I also checked the DAR Patriot Index for the surnames of William Larrison’s married daughters. One David Stout, from New Jersey, died in 1827 in Mason County, Kentucky. One Azariah Higgins, born c1754 from Hunterdon County, New Jersey died in 1812 in Fayette County, Kentucky and one Samuel Britton from New Jersey died in 1834 in Mercer County, Kentucky.

Remember the FAN club – people didn’t travel in vacuums, they traveled with friends and family, particularly when heading to Kentucky in those early years. Those who had service in the Revolution would likely have been children or nephews of William Larrison’s daughters, but the fact that these families all ended up in Kentucky seems like way more than mere coincidence.

The Kentucky census records also yielded an interesting entry – George Larrison of Estill County. John and Else married in Bourbon County, but lived in the section that was first set off to form Estill County and then, finally, Lee County.

George Larrison is listed in the 1800 tax records of Madison County, Kentucky. He is also enumerated multiple times in the censuses. in 1810, the household had one male over 45, one female over 45, one female 16-25, one female 10-15, two males 10-15, and two males under 10. George would have been born no later than 1765 and easily could be Elsee’s brother.

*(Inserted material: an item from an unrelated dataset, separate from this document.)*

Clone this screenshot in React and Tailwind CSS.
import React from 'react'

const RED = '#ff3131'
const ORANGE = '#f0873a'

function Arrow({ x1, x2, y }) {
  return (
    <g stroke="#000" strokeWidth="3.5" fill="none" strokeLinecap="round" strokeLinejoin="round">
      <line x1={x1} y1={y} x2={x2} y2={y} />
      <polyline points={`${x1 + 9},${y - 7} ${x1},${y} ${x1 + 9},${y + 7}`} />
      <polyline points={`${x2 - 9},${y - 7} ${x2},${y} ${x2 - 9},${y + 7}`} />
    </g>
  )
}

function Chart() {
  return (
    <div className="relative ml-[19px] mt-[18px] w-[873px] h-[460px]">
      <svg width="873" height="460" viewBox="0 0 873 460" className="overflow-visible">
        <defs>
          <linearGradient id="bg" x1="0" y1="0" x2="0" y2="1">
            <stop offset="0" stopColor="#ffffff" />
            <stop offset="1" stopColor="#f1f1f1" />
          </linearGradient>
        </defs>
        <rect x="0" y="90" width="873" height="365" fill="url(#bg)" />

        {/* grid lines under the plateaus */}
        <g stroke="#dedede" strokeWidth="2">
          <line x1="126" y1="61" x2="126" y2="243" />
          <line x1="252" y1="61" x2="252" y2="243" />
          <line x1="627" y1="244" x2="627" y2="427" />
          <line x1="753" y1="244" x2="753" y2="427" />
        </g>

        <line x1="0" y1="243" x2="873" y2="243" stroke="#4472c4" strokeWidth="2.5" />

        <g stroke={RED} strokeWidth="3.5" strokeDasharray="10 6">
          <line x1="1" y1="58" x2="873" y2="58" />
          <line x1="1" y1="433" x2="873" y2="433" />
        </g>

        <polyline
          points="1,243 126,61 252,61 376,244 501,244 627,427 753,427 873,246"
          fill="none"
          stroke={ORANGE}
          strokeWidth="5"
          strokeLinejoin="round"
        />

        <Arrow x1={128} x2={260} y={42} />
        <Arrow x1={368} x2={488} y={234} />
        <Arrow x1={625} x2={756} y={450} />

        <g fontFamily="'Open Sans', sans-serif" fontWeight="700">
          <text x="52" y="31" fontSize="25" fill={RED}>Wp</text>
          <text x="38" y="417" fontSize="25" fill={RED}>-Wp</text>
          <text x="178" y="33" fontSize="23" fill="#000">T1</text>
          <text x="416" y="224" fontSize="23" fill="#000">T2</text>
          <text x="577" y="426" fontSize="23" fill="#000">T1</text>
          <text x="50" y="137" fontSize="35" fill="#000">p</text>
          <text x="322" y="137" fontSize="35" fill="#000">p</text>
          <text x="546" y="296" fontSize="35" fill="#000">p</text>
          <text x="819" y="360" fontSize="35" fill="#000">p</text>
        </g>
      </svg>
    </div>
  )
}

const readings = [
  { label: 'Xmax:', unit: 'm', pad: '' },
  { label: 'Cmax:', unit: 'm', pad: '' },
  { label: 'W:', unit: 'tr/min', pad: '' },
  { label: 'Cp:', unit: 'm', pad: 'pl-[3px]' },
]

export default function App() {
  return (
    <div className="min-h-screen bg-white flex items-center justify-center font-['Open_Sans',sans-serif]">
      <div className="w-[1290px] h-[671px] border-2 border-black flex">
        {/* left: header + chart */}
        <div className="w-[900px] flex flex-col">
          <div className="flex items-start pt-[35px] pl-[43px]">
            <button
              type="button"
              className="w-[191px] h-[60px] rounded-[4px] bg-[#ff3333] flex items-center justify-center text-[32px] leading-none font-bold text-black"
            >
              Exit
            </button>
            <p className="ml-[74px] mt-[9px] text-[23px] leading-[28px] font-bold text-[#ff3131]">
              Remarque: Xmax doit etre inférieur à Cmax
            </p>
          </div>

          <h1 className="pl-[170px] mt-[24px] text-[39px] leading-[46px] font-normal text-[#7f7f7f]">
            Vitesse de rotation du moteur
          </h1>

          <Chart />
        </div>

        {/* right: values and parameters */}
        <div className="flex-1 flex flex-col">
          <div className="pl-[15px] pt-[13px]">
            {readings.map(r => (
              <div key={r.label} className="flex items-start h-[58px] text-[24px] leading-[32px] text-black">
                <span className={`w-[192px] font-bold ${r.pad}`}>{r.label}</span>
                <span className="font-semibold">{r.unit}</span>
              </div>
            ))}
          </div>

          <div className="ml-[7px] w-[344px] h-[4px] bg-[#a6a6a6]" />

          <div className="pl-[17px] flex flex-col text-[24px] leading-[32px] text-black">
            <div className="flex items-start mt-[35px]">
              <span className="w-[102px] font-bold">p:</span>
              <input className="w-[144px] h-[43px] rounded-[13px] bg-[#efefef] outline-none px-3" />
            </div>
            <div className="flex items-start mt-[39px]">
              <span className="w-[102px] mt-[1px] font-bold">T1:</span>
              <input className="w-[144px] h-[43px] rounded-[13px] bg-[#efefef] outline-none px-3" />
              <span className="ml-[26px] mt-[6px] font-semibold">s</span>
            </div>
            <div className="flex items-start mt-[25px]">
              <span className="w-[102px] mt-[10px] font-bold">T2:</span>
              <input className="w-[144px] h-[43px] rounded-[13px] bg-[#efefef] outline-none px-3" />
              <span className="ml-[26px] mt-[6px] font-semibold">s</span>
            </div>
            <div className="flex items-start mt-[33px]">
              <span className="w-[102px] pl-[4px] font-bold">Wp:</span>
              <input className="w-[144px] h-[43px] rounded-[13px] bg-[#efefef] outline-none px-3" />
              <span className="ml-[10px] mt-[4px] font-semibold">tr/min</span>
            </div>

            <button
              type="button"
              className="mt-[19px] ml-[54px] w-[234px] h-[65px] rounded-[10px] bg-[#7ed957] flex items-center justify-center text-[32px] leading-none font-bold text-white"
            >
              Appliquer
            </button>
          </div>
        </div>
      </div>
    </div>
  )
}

In 1830, the George Larrison home includes one male 80-89, one female 80-89, one male 60-69, one male 30-39, one female 30-39, one male 15-19, two males 10-14, one female 10-14, two females 5-9, one female under 5 and two males under 5.

In the Estill County, Kentucky marriage records, I found George Larrison married Nancy Dunaway on 26 June 1817. I also found two Stufflebean marriages. James Stufflebean married Mary Dunaway on 13 October 1819 and Andrew Stufflebean married Susanna Dunaway on 4 August 1818, both in Estill County. I think there is a definite FAN club association happening here.

George Larrison definitely merits an even closer look than I’ve taken in the Kentucky records. More to come!